De forma tan imprevista como poco honorable acabó en insospechado naufragio la larga singladura de su azarosa vida laboral, zambulléndose de lleno en la orilla de las oscuras y procelosas aguas de una siniestra oficina del paro, merced a un masivo expediente de regulación de empleo; sin venirse abajo, agradecido a la suerte, desde entonces pasa sus temporadas de asueto, que son las más del año, disfrutando ampliamente del cálido sol, la hermosa costa y los buenos alimentos en una antigua y luminosa ciudad mediterránea, capital comarcal, cuyo territorio es modestamente regado por los ríos Alberca, Girona y Racons, bajo la imponente sombra protectora del macizo del Montgó, o viajando por el mundo para visitar a sus hijos y nietos que fluyen sus propias vidas en los márgenes de lejanos ríos, como puedan ser el Trinity, el Hikichi o el Aniene; el resto del tiempo discurre plácidamente en su domicilio fiscal a orillas del Manzanares, sin terminar de saber lo que es canela fina ni armar la tremolina, procurando navegar desapercibido, libre de ataduras, en silencio, sin molestar ni que lo molesten.

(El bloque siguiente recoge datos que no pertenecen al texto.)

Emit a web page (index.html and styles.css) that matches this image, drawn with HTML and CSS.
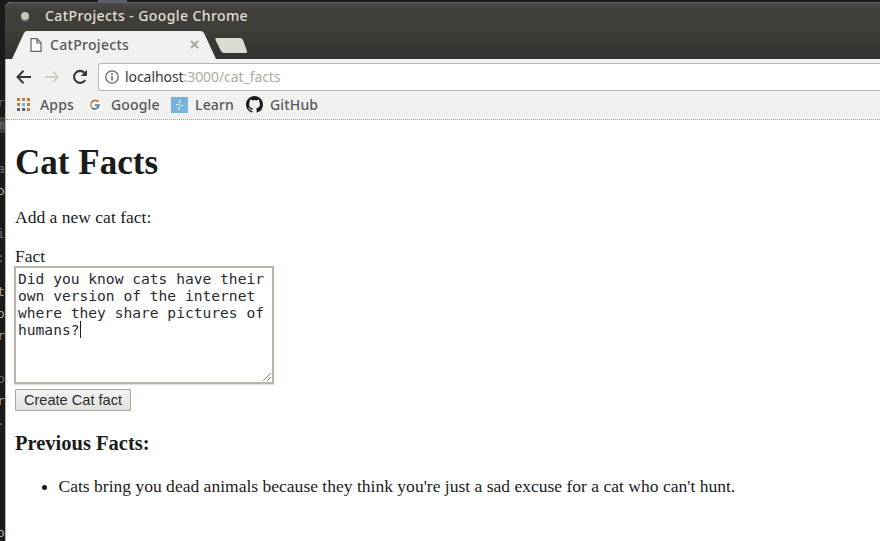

Mientras aguarda, sin mostrar prisa alguna, la hora suprema de afrontar su inevitable desembarco final en la mar, salpimienta su existencia entregado a múltiples aficiones de todo tipo, entre las que escribir, correr y viajar sin duda ocupan lugares preferentes, sin desmerecer otras muchas actividades complementarias con las que enreda y se entretiene mientras pasa el rato.

Como nuevo miembro de la temida, quizás por desconocida, tercera edad, ya que el tiempo no perdona y pasa para todos, también acude al consultorio médico cuando se precisa y los achaques lo requieren, aunque de momento y por fortuna no lo está necesitando ni es algo que eche de menos, aunque tampoco podría ir a consulta de precisarlo porque la sanidad pública no está para nada ni para nadie desde que se declaró la pandemia del coronavirus, enfermedad que tuvo la mala suerte de contraer a pesar de estar tres veces vacunado.

Por dicha o por desgracia rondo ya los setenta años y soy plenamente consciente de que tarde o temprano los inevitables achaques acabarán saliendo a mi encuentro, presentándome factura y preparándome a poquitos para iniciar mi propio viaje al más allá donde quiera que esté; no los temo especialmente y les diría aquí os espero comiendo un huevo si no fuera porque últimamente los huevos me sientna fatal, serán cosas de la edad.

Como escribió magistralmente el poeta y hombre de armas castellano Jorge Manrique: «Nuestras vidas son los ríos que van a dar en la mar, que es el morir: allí van los señoríos, derechos a se acabar y consumir; allí los ríos caudales, allí los otros medianos y más chicos; y llegados, son iguales los que viven por sus manos y los ricos».